_INFORMATION SUPPLIED_:
* * * * * * * * *

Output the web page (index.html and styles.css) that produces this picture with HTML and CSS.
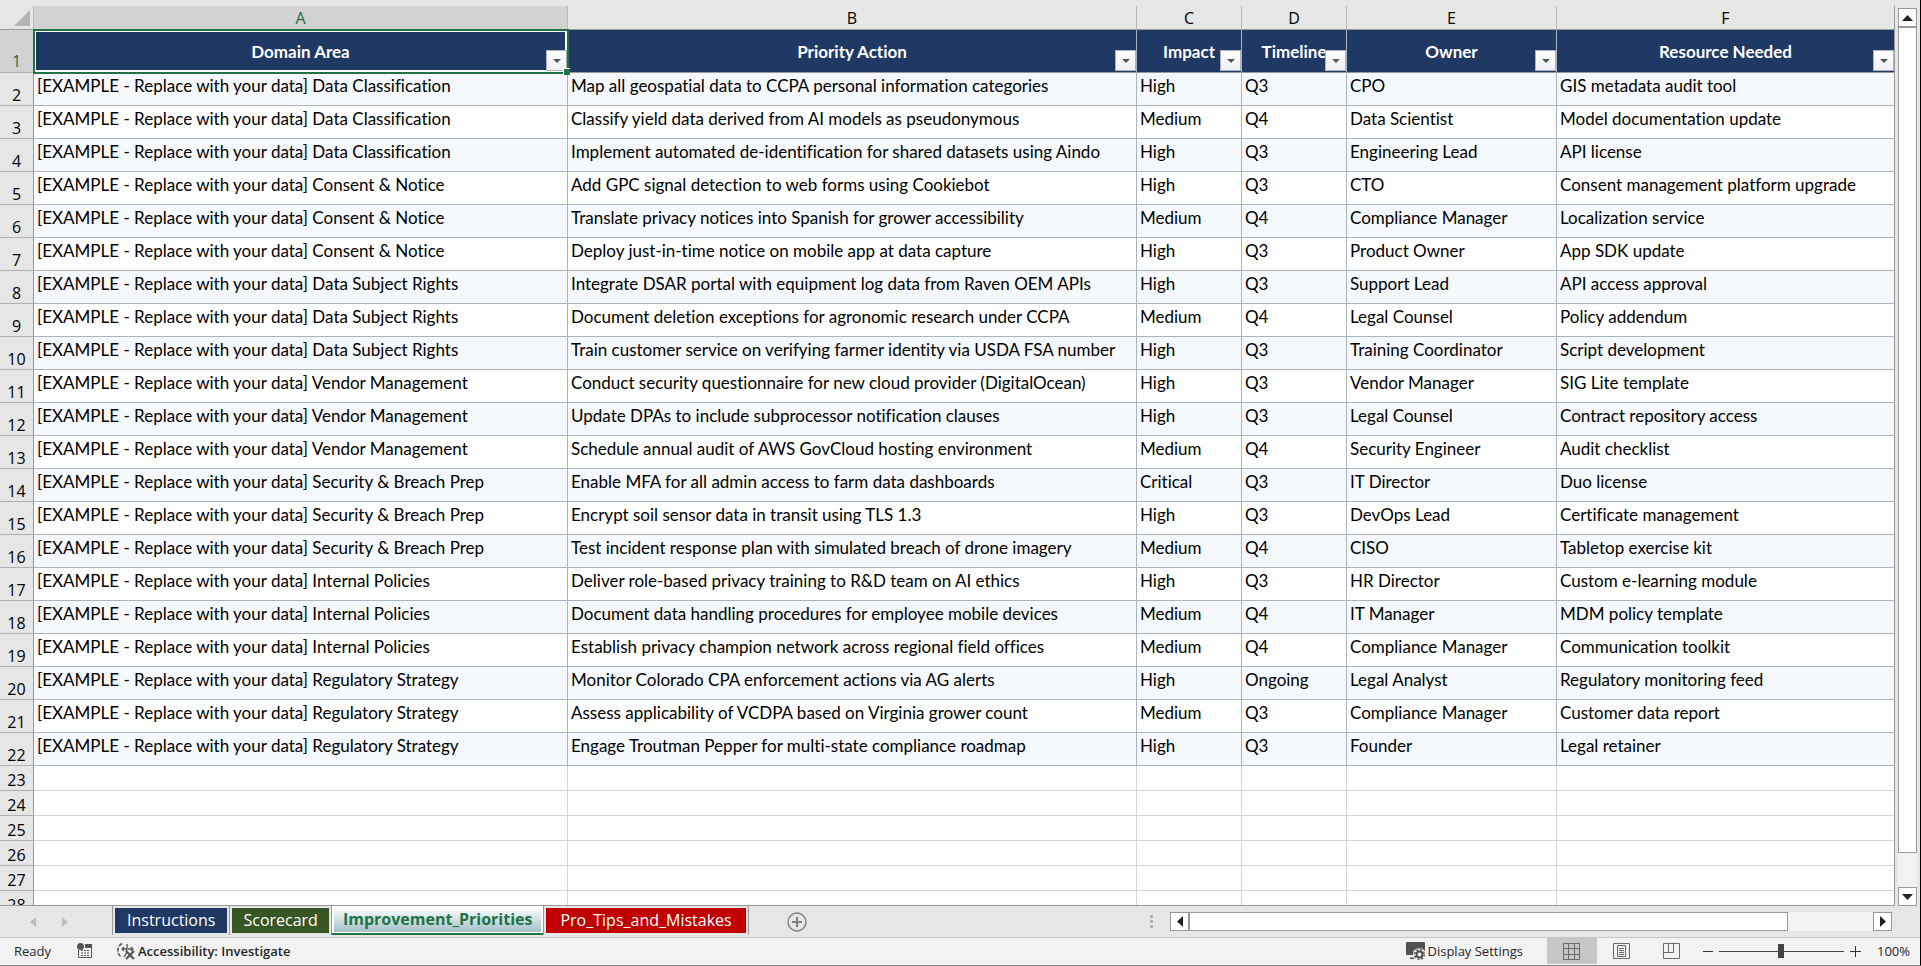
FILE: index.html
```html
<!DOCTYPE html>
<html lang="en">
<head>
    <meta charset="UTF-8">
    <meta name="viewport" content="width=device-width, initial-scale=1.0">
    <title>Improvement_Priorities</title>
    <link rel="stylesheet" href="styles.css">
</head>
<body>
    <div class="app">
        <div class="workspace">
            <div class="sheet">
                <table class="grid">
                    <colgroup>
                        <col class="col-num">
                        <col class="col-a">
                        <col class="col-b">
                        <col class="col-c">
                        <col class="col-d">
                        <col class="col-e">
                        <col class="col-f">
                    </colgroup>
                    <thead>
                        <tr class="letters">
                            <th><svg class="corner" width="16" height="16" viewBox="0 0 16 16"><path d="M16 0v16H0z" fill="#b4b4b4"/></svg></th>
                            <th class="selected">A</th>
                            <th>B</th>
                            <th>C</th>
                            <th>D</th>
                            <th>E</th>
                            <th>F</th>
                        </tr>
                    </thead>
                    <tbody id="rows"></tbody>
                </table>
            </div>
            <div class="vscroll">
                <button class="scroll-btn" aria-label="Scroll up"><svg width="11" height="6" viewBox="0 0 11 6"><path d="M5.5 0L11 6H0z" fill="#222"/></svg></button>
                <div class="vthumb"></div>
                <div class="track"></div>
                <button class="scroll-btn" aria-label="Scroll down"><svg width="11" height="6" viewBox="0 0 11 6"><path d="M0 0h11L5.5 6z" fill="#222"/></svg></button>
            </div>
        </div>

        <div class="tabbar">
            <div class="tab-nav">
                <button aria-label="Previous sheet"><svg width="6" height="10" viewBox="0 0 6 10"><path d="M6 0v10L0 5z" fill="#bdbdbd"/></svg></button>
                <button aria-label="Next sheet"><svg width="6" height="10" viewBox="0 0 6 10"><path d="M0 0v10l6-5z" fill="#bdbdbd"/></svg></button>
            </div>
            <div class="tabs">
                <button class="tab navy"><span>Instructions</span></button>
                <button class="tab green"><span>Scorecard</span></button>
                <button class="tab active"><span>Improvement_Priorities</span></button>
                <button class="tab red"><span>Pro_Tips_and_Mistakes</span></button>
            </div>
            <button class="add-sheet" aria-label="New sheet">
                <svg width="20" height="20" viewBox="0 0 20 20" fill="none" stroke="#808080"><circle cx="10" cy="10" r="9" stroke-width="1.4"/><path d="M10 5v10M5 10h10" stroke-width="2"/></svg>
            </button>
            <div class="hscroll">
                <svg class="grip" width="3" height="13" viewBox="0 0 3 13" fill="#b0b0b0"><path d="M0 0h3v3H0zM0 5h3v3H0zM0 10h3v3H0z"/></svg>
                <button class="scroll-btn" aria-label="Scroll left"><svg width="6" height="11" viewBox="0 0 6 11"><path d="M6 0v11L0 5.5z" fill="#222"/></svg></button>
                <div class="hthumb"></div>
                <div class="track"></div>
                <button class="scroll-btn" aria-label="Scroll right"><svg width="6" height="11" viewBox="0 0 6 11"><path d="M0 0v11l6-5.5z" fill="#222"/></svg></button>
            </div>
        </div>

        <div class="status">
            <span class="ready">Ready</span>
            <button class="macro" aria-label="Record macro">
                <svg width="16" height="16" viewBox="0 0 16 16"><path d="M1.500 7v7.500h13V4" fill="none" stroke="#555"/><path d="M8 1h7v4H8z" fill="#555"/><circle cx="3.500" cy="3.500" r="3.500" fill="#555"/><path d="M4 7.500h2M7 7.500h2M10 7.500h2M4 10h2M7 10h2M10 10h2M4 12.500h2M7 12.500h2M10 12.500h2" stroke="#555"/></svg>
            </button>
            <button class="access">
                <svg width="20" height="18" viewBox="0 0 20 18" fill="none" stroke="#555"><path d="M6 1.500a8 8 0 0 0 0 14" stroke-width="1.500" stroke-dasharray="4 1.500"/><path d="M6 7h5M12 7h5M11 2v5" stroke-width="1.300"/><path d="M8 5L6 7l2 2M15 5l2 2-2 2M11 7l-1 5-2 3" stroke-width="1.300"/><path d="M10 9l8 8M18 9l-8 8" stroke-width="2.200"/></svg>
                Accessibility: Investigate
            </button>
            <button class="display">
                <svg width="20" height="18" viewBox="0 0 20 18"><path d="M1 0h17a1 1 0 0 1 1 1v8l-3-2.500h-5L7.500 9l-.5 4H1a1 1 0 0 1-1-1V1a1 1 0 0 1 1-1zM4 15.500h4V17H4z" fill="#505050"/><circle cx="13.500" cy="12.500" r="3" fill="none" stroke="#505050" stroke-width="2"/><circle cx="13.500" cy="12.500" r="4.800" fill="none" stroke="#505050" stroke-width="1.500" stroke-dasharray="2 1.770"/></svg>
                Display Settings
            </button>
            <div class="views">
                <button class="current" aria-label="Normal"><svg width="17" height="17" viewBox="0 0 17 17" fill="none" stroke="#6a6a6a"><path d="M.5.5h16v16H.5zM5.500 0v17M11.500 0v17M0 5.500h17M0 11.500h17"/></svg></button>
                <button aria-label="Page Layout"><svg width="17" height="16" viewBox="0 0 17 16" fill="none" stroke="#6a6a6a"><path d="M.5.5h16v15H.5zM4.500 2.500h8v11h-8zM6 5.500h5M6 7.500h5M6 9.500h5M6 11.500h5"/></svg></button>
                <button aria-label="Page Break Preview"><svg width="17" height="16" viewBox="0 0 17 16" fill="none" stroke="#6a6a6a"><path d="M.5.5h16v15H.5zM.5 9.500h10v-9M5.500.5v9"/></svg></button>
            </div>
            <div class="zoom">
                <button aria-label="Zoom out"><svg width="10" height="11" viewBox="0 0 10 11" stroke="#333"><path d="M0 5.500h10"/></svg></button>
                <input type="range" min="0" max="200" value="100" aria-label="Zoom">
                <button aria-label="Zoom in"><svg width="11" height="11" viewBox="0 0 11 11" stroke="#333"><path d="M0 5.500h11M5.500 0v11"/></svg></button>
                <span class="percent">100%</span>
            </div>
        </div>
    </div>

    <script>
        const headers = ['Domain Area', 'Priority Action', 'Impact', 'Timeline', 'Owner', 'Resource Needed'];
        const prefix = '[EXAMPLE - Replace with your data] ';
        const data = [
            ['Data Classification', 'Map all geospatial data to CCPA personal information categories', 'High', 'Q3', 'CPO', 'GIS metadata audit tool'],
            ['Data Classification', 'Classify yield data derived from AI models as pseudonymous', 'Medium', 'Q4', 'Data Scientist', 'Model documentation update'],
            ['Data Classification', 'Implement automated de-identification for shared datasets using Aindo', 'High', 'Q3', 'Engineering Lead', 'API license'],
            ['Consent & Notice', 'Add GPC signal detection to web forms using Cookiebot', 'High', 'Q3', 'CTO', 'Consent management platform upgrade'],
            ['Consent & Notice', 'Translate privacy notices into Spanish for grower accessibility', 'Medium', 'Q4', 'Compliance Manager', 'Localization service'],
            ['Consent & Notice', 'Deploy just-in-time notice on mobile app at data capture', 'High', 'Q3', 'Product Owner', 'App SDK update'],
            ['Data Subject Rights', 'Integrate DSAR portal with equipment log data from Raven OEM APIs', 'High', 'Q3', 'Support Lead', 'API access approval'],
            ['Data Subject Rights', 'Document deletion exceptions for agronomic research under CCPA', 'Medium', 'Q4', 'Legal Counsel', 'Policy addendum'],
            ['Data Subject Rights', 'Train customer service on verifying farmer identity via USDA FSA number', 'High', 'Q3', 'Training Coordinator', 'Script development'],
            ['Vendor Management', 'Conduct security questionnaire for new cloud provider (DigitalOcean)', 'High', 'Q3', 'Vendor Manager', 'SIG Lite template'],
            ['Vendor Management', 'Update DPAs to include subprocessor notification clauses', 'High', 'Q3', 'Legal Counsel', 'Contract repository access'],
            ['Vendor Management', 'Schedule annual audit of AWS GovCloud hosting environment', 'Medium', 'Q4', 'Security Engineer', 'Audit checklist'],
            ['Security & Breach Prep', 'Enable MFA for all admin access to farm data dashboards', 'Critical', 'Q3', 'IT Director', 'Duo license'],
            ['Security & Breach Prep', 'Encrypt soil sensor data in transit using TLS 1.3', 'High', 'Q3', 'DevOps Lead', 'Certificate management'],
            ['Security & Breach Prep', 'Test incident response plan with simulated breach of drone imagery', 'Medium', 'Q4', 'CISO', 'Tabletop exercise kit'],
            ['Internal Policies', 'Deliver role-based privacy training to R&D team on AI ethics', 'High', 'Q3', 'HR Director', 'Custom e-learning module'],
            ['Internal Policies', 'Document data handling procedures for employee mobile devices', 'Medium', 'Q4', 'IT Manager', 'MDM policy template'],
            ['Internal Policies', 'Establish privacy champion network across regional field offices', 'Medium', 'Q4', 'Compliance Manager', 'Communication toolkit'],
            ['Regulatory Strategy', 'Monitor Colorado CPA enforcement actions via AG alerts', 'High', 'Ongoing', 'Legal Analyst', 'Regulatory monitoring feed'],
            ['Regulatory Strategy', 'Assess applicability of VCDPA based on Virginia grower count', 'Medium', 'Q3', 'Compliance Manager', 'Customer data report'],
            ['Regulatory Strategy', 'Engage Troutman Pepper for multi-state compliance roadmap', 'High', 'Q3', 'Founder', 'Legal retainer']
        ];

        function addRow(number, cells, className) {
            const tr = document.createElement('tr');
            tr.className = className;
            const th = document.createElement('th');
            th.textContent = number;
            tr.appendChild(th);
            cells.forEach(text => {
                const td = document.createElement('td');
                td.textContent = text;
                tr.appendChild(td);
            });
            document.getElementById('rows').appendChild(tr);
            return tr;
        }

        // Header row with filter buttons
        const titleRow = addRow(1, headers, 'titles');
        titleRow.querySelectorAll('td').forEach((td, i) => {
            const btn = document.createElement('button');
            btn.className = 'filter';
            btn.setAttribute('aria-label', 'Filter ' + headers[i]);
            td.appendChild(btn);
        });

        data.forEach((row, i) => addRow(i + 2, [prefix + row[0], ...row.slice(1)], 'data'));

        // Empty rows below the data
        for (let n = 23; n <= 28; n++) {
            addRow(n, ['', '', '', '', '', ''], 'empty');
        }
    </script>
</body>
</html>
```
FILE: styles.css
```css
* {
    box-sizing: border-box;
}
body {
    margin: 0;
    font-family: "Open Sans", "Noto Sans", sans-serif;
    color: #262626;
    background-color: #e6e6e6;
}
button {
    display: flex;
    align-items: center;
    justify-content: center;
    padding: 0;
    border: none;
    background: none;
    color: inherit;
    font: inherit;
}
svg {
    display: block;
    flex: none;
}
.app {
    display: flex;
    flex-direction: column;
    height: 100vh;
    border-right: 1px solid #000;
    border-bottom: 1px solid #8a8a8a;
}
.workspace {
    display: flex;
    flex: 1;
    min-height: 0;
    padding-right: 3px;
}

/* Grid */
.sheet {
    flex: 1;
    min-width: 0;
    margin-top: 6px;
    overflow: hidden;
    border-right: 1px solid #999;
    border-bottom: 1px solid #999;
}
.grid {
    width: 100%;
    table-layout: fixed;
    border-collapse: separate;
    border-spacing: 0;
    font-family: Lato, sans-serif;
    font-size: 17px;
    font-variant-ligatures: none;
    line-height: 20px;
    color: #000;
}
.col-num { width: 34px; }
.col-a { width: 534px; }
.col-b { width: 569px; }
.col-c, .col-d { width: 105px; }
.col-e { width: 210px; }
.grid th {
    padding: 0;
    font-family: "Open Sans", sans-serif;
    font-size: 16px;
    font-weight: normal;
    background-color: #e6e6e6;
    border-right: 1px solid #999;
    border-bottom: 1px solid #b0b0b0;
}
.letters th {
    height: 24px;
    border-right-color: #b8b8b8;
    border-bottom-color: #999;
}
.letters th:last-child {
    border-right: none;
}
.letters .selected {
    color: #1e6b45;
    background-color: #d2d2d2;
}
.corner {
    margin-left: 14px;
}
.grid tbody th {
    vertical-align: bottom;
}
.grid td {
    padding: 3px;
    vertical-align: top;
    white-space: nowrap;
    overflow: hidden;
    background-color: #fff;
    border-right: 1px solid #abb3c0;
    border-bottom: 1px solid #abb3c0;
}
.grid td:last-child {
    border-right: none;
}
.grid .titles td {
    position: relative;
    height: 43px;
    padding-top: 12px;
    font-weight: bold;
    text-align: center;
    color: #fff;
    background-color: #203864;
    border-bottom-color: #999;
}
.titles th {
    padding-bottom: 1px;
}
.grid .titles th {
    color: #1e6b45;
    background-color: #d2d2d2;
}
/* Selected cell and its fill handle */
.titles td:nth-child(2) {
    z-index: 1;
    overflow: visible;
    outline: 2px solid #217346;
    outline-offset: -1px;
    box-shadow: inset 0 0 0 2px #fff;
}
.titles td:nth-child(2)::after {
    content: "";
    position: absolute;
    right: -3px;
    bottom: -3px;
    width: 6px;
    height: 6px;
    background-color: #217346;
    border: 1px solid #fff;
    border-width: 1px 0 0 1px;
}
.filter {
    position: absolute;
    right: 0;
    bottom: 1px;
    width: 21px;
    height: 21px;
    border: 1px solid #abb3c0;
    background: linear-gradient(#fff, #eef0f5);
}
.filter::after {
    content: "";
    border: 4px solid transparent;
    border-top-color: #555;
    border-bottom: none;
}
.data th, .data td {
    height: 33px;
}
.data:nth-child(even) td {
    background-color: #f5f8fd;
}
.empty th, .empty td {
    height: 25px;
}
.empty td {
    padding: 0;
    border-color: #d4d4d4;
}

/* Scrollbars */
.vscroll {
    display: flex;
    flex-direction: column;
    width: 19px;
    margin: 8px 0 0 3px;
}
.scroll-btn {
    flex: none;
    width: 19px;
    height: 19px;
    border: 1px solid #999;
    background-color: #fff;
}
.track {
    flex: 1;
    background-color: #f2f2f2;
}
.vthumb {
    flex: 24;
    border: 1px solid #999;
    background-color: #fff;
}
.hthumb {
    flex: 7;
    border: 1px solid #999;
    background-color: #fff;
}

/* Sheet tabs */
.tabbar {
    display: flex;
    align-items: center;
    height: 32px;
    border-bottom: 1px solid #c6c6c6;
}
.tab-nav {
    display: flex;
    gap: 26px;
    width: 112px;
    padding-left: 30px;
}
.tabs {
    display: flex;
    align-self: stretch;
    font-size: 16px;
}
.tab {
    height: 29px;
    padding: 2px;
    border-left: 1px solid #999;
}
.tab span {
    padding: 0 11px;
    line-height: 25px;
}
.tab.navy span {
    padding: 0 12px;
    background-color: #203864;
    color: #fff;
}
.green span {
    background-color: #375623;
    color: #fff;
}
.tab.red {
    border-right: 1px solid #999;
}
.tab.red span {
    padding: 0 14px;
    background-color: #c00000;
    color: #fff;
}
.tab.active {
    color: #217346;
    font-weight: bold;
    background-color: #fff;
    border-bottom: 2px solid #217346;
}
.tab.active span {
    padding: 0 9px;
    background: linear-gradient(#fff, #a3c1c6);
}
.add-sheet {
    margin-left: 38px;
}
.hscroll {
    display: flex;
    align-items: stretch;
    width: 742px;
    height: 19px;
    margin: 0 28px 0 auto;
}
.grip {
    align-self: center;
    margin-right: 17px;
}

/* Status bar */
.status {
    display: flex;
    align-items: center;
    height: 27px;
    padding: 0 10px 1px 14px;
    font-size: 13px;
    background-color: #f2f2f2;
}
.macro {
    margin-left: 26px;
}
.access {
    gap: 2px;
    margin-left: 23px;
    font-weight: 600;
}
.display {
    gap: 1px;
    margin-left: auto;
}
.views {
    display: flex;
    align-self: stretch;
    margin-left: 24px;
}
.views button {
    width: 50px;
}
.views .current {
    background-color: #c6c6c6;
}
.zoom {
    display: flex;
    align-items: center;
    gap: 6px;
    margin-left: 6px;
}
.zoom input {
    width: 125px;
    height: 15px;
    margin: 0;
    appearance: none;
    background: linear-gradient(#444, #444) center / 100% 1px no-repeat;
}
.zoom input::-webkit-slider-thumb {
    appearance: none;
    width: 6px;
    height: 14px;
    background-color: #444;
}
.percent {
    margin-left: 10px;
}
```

* * * * * * * * *

_WHAT YOU NEED TO DO_:
Determine how many lines above contain "styles" as a word or string. Give the number alone.

_RESULT FOR THIS TASK_:
3